Intriguingly, the ROC and AUC for (1) and (3) are quite similar (0.69) while those of (2) and (4) are quite similar (0.64). The 3-atom models do much better in terms of focal loss (which I prefer over log-likelihood because it handles the imbalance between successful reviews (very common) and failed reviews (very uncommon) better):

This is fascinating because, as described in various issues here as well as in open-spaced-repetition/srs-benchmark#112 (comment), Ebisu v2 is grotesquely pessimistic about the probability of recall (as shown by its terrible performance in focal loss in the second chart), but I had always guessed/hoped that it'd handle relative ranking between cards better. There was no real reason for this hope, other than, when I use Ebisu in my quiz apps, I was satisfied with which card it picked as most likely to be forgotten. The AUC is actually a metric that can potentially make this concrete: Wikipedia is surprisingly lucid here—

[AUC] is equal to the probability that a classifier will rank a randomly chosen positive instance higher than a randomly chosen negative one (permalink)

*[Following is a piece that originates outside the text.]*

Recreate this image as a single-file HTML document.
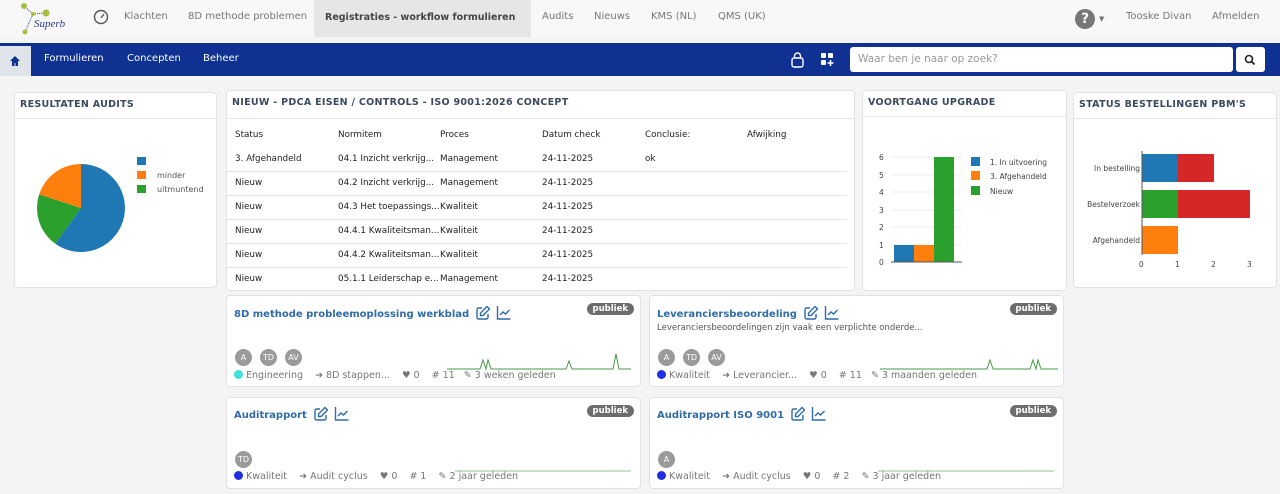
<!DOCTYPE html>
<html><head><meta charset="utf-8"><style>
*{box-sizing:border-box;margin:0;padding:0}
body{width:1280px;height:494px;background:#f4f4f4;font-family:"DejaVu Sans","Liberation Sans",sans-serif;font-size:10px;color:#333;position:relative;overflow:hidden}
.a{position:absolute}
.top{left:0;top:0;width:1280px;height:37px;background:#f8f8f8}
.top span{position:absolute;top:11px;color:#777;font-size:10px;white-space:nowrap}
.bar{left:0;top:43px;width:1280px;height:33px;background:#0e3192}
.bar span{position:absolute;top:10px;color:#fff;font-size:10px}
.card{position:absolute;background:#fff;border:1px solid #e2e2e2;border-radius:4px}
.ct{height:26px;border-bottom:1px solid #e6e6e6;padding:6px 5px;font-weight:bold;font-size:9.5px;color:#3b4a5e;letter-spacing:.3px;white-space:nowrap}
table{border-collapse:collapse;font-size:8.8px;color:#222;table-layout:fixed}
td{height:24px;padding:0 0 0 8px;border-bottom:1px solid #e4e4e4;white-space:nowrap;overflow:visible}
.lk{color:#2f6ca8;font-weight:bold;font-size:10px;white-space:nowrap}
.lk svg{vertical-align:-3px;margin-left:6px}
.pb{position:absolute;right:6px;top:7px;background:#6d6d6d;color:#fff;font-size:8.5px;font-weight:bold;border-radius:8px;padding:1px 6px}
.av{position:absolute;width:17px;height:17px;border-radius:50%;background:#9a9a9a;color:#fff;font-size:8px;text-align:center;line-height:17px}
.meta{position:absolute;font-size:9.5px;color:#777;white-space:nowrap}
.dot{display:inline-block;width:9px;height:9px;border-radius:50%;vertical-align:-1px;margin-right:3px}
</style></head><body>
<svg width="0" height="0" style="position:absolute"><defs>
<g id="ed"><path d="M7 3H3.5A1.5 1.5 0 0 0 2 4.5v8A1.5 1.5 0 0 0 3.5 14h8a1.5 1.5 0 0 0 1.5-1.5V9" fill="none" stroke="#2f6ca8" stroke-width="1.4"/><path d="M12 1.5l2.5 2.5L8 10.5H5.5V8z" fill="none" stroke="#2f6ca8" stroke-width="1.4"/></g>
<g id="ch"><path d="M1.5 1v13h13" fill="none" stroke="#2f6ca8" stroke-width="1.4"/><path d="M4 10l3-3 2.5 2L13.5 5" fill="none" stroke="#2f6ca8" stroke-width="1.4"/></g>
</defs></svg>
<div class="a top">
 <svg class="a" style="left:18px;top:2px" width="55" height="34"><line x1="6" y1="4" x2="15" y2="12" stroke="#3a4aa0" stroke-dasharray="1,1"/><line x1="15" y1="12" x2="28" y2="11" stroke="#3a4aa0" stroke-dasharray="1,1"/><line x1="15" y1="12" x2="7" y2="30" stroke="#3a4aa0" stroke-dasharray="1,1"/><circle cx="6" cy="4" r="3" fill="#a4bf3c"/><circle cx="28" cy="11" r="3.5" fill="#a4bf3c"/><circle cx="15" cy="12" r="2" fill="#a4bf3c"/><circle cx="7" cy="30" r="2.5" fill="#a4bf3c"/><text x="16" y="25" font-family="Liberation Serif" font-style="italic" font-size="11" fill="#2a3a90">Superb</text></svg>
 <svg class="a" style="left:93px;top:9px" width="16" height="16"><circle cx="8" cy="8" r="6.5" fill="none" stroke="#555" stroke-width="1.4"/><line x1="8" y1="9" x2="11" y2="5" stroke="#555" stroke-width="1.4"/></svg>
 <span style="left:124px">Klachten</span>
 <span style="left:188px">8D methode problemen</span>
 <div class="a" style="left:314px;top:0;width:217px;height:37px;background:#e6e6e6"></div>
 <span style="left:325px;color:#444;font-weight:bold;font-size:9.5px;top:12px">Registraties - workflow formulieren</span>
 <span style="left:542px">Audits</span>
 <span style="left:594px">Nieuws</span>
 <span style="left:651px">KMS (NL)</span>
 <span style="left:718px">QMS (UK)</span>
 <div class="a" style="left:1075px;top:9px;width:20px;height:20px;border-radius:50%;background:#777;color:#fff;font-weight:bold;font-size:14px;text-align:center;line-height:20px">?</div>
 <span style="left:1099px;font-size:7px;top:15px">▼</span>
 <span style="left:1126px">Tooske Divan</span>
 <span style="left:1212px">Afmelden</span>
</div>
<div class="a bar">
 <div class="a" style="left:0;top:3px;width:31px;height:30px;background:#dfe3ea"></div>
 <svg class="a" style="left:9px;top:12px" width="12" height="12"><path d="M6 1L1 6h2v5h2.5V8h1v3H9V6h2z" fill="#0e3192"/></svg>
 <span style="left:44px">Formulieren</span>
 <span style="left:127px">Concepten</span>
 <span style="left:203px">Beheer</span>
 <svg class="a" style="left:790px;top:8px" width="16" height="18"><rect x="2" y="7" width="11" height="9" rx="2" fill="none" stroke="#fff" stroke-width="1.4"/><path d="M4.5 7V5a3 3 0 0 1 6 0v2" fill="none" stroke="#fff" stroke-width="1.4"/></svg>
 <svg class="a" style="left:820px;top:9px" width="16" height="16"><rect x="1" y="1" width="5" height="5" rx="1" fill="#fff"/><rect x="8" y="1" width="5" height="5" rx="1" fill="#fff"/><rect x="1" y="8" width="5" height="5" rx="1" fill="#fff"/><path d="M10.5 8v6M7.5 11h6" stroke="#fff" stroke-width="1.6"/></svg>
 <div class="a" style="left:850px;top:4px;width:383px;height:25px;background:#fff;border-radius:3px;color:#999;padding:6px 8px;font-size:10.5px">Waar ben je naar op zoek?</div>
 <div class="a" style="left:1236px;top:4px;width:29px;height:25px;background:#fff;border-radius:3px"></div>
 <svg class="a" style="left:1244px;top:11px" width="12" height="12"><circle cx="5" cy="5" r="3.5" fill="none" stroke="#222" stroke-width="1.6"/><line x1="7.5" y1="7.5" x2="10.5" y2="10.5" stroke="#222" stroke-width="1.8"/></svg>
</div>

<div class="card" style="left:14px;top:92px;width:203px;height:196px">
 <div class="ct">RESULTATEN AUDITS</div>
 <svg class="a" style="left:0;top:26px" width="200" height="160">
  <path d="M66 89 L66 45 A44 44 0 1 1 40.1 124.6Z" fill="#1f77b4"/>
  <path d="M66 89 L40.1 124.6 A44 44 0 0 1 24.2 75.4Z" fill="#2ca02c"/>
  <path d="M66 89 L24.2 75.4 A44 44 0 0 1 66 45Z" fill="#ff7f0e"/>
  <rect x="122" y="38" width="9" height="8" fill="#1f77b4"/><rect x="122" y="52" width="9" height="8" fill="#ff7f0e"/><rect x="122" y="66" width="9" height="8" fill="#2ca02c"/>
  <text x="142" y="59" font-size="8" fill="#555">minder</text><text x="142" y="73" font-size="8" fill="#555">uitmuntend</text>
 </svg>
</div>

<div class="card" style="left:226px;top:90px;width:629px;height:201px">
 <div class="ct" style="height:28px">NIEUW - PDCA EISEN / CONTROLS - ISO 9001:2026 CONCEPT</div>
 <table class="a" style="left:0;top:32px;width:620px">
  <colgroup><col style="width:103px"><col style="width:102px"><col style="width:102px"><col style="width:103px"><col style="width:102px"><col></colgroup>
  <tr><td style="border:0">Status</td><td style="border:0">Normitem</td><td style="border:0">Proces</td><td style="border:0">Datum check</td><td style="border:0">Conclusie:</td><td style="border:0">Afwijking</td></tr>
  <tr><td>3. Afgehandeld</td><td>04.1 Inzicht verkrijg...</td><td>Management</td><td>24-11-2025</td><td>ok</td><td></td></tr>
  <tr><td>Nieuw</td><td>04.2 Inzicht verkrijg...</td><td>Management</td><td>24-11-2025</td><td></td><td></td></tr>
  <tr><td>Nieuw</td><td>04.3 Het toepassings...</td><td>Kwaliteit</td><td>24-11-2025</td><td></td><td></td></tr>
  <tr><td>Nieuw</td><td>04.4.1 Kwaliteitsman...</td><td>Kwaliteit</td><td>24-11-2025</td><td></td><td></td></tr>
  <tr><td>Nieuw</td><td>04.4.2 Kwaliteitsman...</td><td>Kwaliteit</td><td>24-11-2025</td><td></td><td></td></tr>
  <tr><td style="border:0">Nieuw</td><td style="border:0">05.1.1 Leiderschap e...</td><td style="border:0">Management</td><td style="border:0">24-11-2025</td><td style="border:0"></td><td style="border:0"></td></tr>
 </table>
</div>

<div class="card" style="left:862px;top:90px;width:205px;height:201px">
 <div class="ct">VOORTGANG UPGRADE</div>
 <svg class="a" style="left:0;top:26px" width="205" height="170" font-size="7.5" fill="#444">
  <g stroke="#eee"><line x1="28" y1="40" x2="99" y2="40"/><line x1="28" y1="58" x2="99" y2="58"/><line x1="28" y1="75" x2="99" y2="75"/><line x1="28" y1="93" x2="99" y2="93"/><line x1="28" y1="110" x2="99" y2="110"/><line x1="28" y1="128" x2="99" y2="128"/></g>
  <text x="16" y="43">6</text><text x="16" y="61">5</text><text x="16" y="78">4</text><text x="16" y="96">3</text><text x="16" y="113">2</text><text x="16" y="131">1</text><text x="16" y="148">0</text>
  <rect x="31" y="128" width="20" height="17" fill="#1f77b4"/><rect x="51" y="128" width="20" height="17" fill="#ff7f0e"/><rect x="71" y="40" width="20" height="105" fill="#2ca02c"/>
  <line x1="28" y1="145" x2="99" y2="145" stroke="#555"/>
  <rect x="108" y="40" width="9" height="9" fill="#1f77b4"/><rect x="108" y="54" width="9" height="9" fill="#ff7f0e"/><rect x="108" y="69" width="9" height="9" fill="#2ca02c"/>
  <text x="127" y="48">1. In uitvoering</text><text x="127" y="62">3. Afgehandeld</text><text x="127" y="77">Nieuw</text>
 </svg>
</div>

<div class="card" style="left:1073px;top:92px;width:204px;height:196px">
 <div class="ct">STATUS BESTELLINGEN PBM'S</div>
 <svg class="a" style="left:0;top:26px" width="204" height="165" font-size="7.5" fill="#444">
  <rect x="68" y="35" width="36" height="28" fill="#1f77b4"/><rect x="104" y="35" width="36" height="28" fill="#d62728"/>
  <rect x="68" y="71" width="36" height="28" fill="#2ca02c"/><rect x="104" y="71" width="72" height="28" fill="#d62728"/>
  <rect x="68" y="107" width="36" height="28" fill="#ff7f0e"/>
  <line x1="68" y1="32" x2="68" y2="136" stroke="#555"/>
  <text x="66" y="52" text-anchor="end">In bestelling</text><text x="66" y="88" text-anchor="end">Bestelverzoek</text><text x="66" y="124" text-anchor="end">Afgehandeld</text>
  <text x="65" y="148">0</text><text x="101" y="148">1</text><text x="137" y="148">2</text><text x="173" y="148">3</text>
 </svg>
</div>

<div class="card" style="left:226px;top:295px;width:415px;height:92px">
 <div class="a lk" style="left:7px;top:9px">8D methode probleemoplossing werkblad<svg width="15" height="15"><use href="#ed"/></svg><svg width="15" height="15"><use href="#ch"/></svg></div>
 <div class="pb">publiek</div>
 <div class="av" style="left:8px;top:53px">A</div><div class="av" style="left:33px;top:53px">TD</div><div class="av" style="left:58px;top:53px">AV</div>
 <svg class="a" style="left:220px;top:48px" width="185" height="30"><path d="M0 25H33l3-9 3 9 2-9 3 9H119l3-8 3 8H166l3-15 3 15H184" fill="none" stroke="#4a9a4a"/></svg>
 <div class="meta" style="left:7px;top:74px"><span class="dot" style="background:#3ee0e0"></span>Engineering &nbsp;&nbsp; ➜ 8D stappen... &nbsp;&nbsp; ♥ 0 &nbsp;&nbsp; # 11 &nbsp; ✎ 3 weken geleden</div>
</div>
<div class="card" style="left:649px;top:295px;width:415px;height:92px">
 <div class="a lk" style="left:7px;top:9px">Leveranciersbeoordeling<svg width="15" height="15"><use href="#ed"/></svg><svg width="15" height="15"><use href="#ch"/></svg></div>
 <div class="pb">publiek</div>
 <div class="a" style="left:7px;top:27px;font-size:8.5px;color:#555">Leveranciersbeoordelingen zijn vaak een verplichte onderde...</div>
 <div class="av" style="left:8px;top:53px">A</div><div class="av" style="left:33px;top:53px">TD</div><div class="av" style="left:58px;top:53px">AV</div>
 <svg class="a" style="left:230px;top:48px" width="180" height="30"><path d="M0 25H107l3-9 3 9H150l3-9 3 9 2-9 3 9H178" fill="none" stroke="#4a9a4a"/></svg>
 <div class="meta" style="left:7px;top:74px"><span class="dot" style="background:#2030e0"></span>Kwaliteit &nbsp;&nbsp; ➜ Leverancier... &nbsp;&nbsp; ♥ 0 &nbsp;&nbsp; # 11 &nbsp; ✎ 3 maanden geleden</div>
</div>
<div class="card" style="left:226px;top:397px;width:415px;height:92px">
 <div class="a lk" style="left:7px;top:8px">Auditrapport<svg width="15" height="15"><use href="#ed"/></svg><svg width="15" height="15"><use href="#ch"/></svg></div>
 <div class="pb">publiek</div>
 <div class="av" style="left:8px;top:53px">TD</div>
 <svg class="a" style="left:228px;top:70px" width="180" height="6"><path d="M0 3H176" stroke="#8bc48b"/></svg>
 <div class="meta" style="left:7px;top:73px"><span class="dot" style="background:#2030e0"></span>Kwaliteit &nbsp;&nbsp; ➜ Audit cyclus &nbsp;&nbsp; ♥ 0 &nbsp;&nbsp; # 1 &nbsp;&nbsp; ✎ 2 jaar geleden</div>
</div>
<div class="card" style="left:649px;top:397px;width:415px;height:92px">
 <div class="a lk" style="left:7px;top:8px">Auditrapport ISO 9001<svg width="15" height="15"><use href="#ed"/></svg><svg width="15" height="15"><use href="#ch"/></svg></div>
 <div class="pb">publiek</div>
 <div class="av" style="left:8px;top:53px">A</div>
 <svg class="a" style="left:228px;top:70px" width="180" height="6"><path d="M0 3H176" stroke="#8bc48b"/></svg>
 <div class="meta" style="left:7px;top:73px"><span class="dot" style="background:#2030e0"></span>Kwaliteit &nbsp;&nbsp; ➜ Audit cyclus &nbsp;&nbsp; ♥ 0 &nbsp;&nbsp; # 2 &nbsp;&nbsp; ✎ 3 jaar geleden</div>
</div>
</body></html>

That is, AUC tells us how often Ebisu's predictRecall will give a higher number to a quiz that the student passed versus a quiz that the student failed. I think this means that AUC is a good metric for relative ranking?

Assuming this is the case (higher AUC → better at relative ranking of cards according to recall probability)—per the charts above, we see that at least one Ebisu v2 initial parameterization is competitive with the 3-atom model. This doesn't necessarily mean that Ebisu v2 (or the 3-atom model) is good at relative ranking (i.e., telling "card A is more likely to be forgotten than card B")! Both might be bad! Both might be good? The analysis in open-spaced-repetition/srs-benchmark#112 suggests Ebisu v2 with initial α=β=1 and initial half-life of 7 days has very bad AUC. I need to run Ebisu v2 against that dataset and after confirming I get the same value for AUC, I'll be able to say whether the 3-split model is better or worse at relative ranking, and whether AUC actually measures this.